Exercise requirements:
Send back all the data below, exactly as given.

Data lines:
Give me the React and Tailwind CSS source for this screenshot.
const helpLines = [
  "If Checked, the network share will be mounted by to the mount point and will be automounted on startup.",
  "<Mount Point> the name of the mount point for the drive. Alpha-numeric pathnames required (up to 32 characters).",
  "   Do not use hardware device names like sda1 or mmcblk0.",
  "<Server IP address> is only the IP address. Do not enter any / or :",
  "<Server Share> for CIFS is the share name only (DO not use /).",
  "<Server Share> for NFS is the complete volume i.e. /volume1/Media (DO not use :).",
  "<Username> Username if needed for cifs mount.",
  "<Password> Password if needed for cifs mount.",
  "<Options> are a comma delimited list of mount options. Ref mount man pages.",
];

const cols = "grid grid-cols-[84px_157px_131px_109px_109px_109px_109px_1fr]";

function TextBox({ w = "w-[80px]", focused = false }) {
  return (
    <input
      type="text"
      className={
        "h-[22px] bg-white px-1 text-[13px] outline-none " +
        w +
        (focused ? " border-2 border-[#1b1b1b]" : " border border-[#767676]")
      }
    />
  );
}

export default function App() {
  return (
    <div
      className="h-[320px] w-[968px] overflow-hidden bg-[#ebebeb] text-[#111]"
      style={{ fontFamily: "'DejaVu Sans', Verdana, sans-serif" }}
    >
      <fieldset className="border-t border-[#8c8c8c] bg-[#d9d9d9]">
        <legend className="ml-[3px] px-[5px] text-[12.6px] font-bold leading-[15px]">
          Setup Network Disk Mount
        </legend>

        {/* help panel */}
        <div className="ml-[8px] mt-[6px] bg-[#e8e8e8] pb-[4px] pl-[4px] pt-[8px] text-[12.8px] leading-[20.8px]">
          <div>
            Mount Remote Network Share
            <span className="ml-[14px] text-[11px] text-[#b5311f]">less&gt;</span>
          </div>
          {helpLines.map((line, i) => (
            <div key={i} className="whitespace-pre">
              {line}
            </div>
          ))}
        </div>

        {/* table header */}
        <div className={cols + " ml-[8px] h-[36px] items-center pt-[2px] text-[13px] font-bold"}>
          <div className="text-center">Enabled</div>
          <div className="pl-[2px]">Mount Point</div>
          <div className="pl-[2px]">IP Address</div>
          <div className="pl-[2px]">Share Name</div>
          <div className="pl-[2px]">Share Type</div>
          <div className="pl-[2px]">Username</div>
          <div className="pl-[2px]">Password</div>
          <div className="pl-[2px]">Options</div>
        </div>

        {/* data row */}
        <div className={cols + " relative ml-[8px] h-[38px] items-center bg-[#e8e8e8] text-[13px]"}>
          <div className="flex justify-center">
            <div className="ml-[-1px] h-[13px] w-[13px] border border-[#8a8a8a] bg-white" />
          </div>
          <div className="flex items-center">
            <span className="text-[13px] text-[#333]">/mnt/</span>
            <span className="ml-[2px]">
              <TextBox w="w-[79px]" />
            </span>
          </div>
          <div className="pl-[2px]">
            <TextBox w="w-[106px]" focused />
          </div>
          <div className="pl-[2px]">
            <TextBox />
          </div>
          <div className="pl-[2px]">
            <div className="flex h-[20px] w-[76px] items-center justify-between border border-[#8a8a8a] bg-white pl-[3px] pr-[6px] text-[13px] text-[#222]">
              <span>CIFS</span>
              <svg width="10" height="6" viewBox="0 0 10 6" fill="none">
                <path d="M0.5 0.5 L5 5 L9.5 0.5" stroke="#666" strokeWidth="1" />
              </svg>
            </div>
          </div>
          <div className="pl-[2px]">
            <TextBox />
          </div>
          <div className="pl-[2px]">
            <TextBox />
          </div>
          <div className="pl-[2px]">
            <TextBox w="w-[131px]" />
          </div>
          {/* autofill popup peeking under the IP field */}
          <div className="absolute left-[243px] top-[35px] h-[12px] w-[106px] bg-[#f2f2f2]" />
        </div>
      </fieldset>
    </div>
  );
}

Exercise result:
Give me the React and Tailwind CSS source for this screenshot.
const helpLines = [
  "If Checked, the network share will be mounted by to the mount point and will be automounted on startup.",
  "<Mount Point> the name of the mount point for the drive. Alpha-numeric pathnames required (up to 32 characters).",
  "   Do not use hardware device names like sda1 or mmcblk0.",
  "<Server IP address> is only the IP address. Do not enter any / or :",
  "<Server Share> for CIFS is the share name only (DO not use /).",
  "<Server Share> for NFS is the complete volume i.e. /volume1/Media (DO not use :).",
  "<Username> Username if needed for cifs mount.",
  "<Password> Password if needed for cifs mount.",
  "<Options> are a comma delimited list of mount options. Ref mount man pages.",
];

const cols = "grid grid-cols-[84px_157px_131px_109px_109px_109px_109px_1fr]";

function TextBox({ w = "w-[80px]", focused = false }) {
  return (
    <input
      type="text"
      className={
        "h-[22px] bg-white px-1 text-[13px] outline-none " +
        w +
        (focused ? " border-2 border-[#1b1b1b]" : " border border-[#767676]")
      }
    />
  );
}

export default function App() {
  return (
    <div
      className="h-[320px] w-[968px] overflow-hidden bg-[#ebebeb] text-[#111]"
      style={{ fontFamily: "'DejaVu Sans', Verdana, sans-serif" }}
    >
      <fieldset className="border-t border-[#8c8c8c] bg-[#d9d9d9]">
        <legend className="ml-[3px] px-[5px] text-[12.6px] font-bold leading-[15px]">
          Setup Network Disk Mount
        </legend>

        {/* help panel */}
        <div className="ml-[8px] mt-[6px] bg-[#e8e8e8] pb-[4px] pl-[4px] pt-[8px] text-[12.8px] leading-[20.8px]">
          <div>
            Mount Remote Network Share
            <span className="ml-[14px] text-[11px] text-[#b5311f]">less&gt;</span>
          </div>
          {helpLines.map((line, i) => (
            <div key={i} className="whitespace-pre">
              {line}
            </div>
          ))}
        </div>

        {/* table header */}
        <div className={cols + " ml-[8px] h-[36px] items-center pt-[2px] text-[13px] font-bold"}>
          <div className="text-center">Enabled</div>
          <div className="pl-[2px]">Mount Point</div>
          <div className="pl-[2px]">IP Address</div>
          <div className="pl-[2px]">Share Name</div>
          <div className="pl-[2px]">Share Type</div>
          <div className="pl-[2px]">Username</div>
          <div className="pl-[2px]">Password</div>
          <div className="pl-[2px]">Options</div>
        </div>

        {/* data row */}
        <div className={cols + " relative ml-[8px] h-[38px] items-center bg-[#e8e8e8] text-[13px]"}>
          <div className="flex justify-center">
            <div className="ml-[-1px] h-[13px] w-[13px] border border-[#8a8a8a] bg-white" />
          </div>
          <div className="flex items-center">
            <span className="text-[13px] text-[#333]">/mnt/</span>
            <span className="ml-[2px]">
              <TextBox w="w-[79px]" />
            </span>
          </div>
          <div className="pl-[2px]">
            <TextBox w="w-[106px]" focused />
          </div>
          <div className="pl-[2px]">
            <TextBox />
          </div>
          <div className="pl-[2px]">
            <div className="flex h-[20px] w-[76px] items-center justify-between border border-[#8a8a8a] bg-white pl-[3px] pr-[6px] text-[13px] text-[#222]">
              <span>CIFS</span>
              <svg width="10" height="6" viewBox="0 0 10 6" fill="none">
                <path d="M0.5 0.5 L5 5 L9.5 0.5" stroke="#666" strokeWidth="1" />
              </svg>
            </div>
          </div>
          <div className="pl-[2px]">
            <TextBox />
          </div>
          <div className="pl-[2px]">
            <TextBox />
          </div>
          <div className="pl-[2px]">
            <TextBox w="w-[131px]" />
          </div>
          {/* autofill popup peeking under the IP field */}
          <div className="absolute left-[243px] top-[35px] h-[12px] w-[106px] bg-[#f2f2f2]" />
        </div>
      </fieldset>
    </div>
  );
}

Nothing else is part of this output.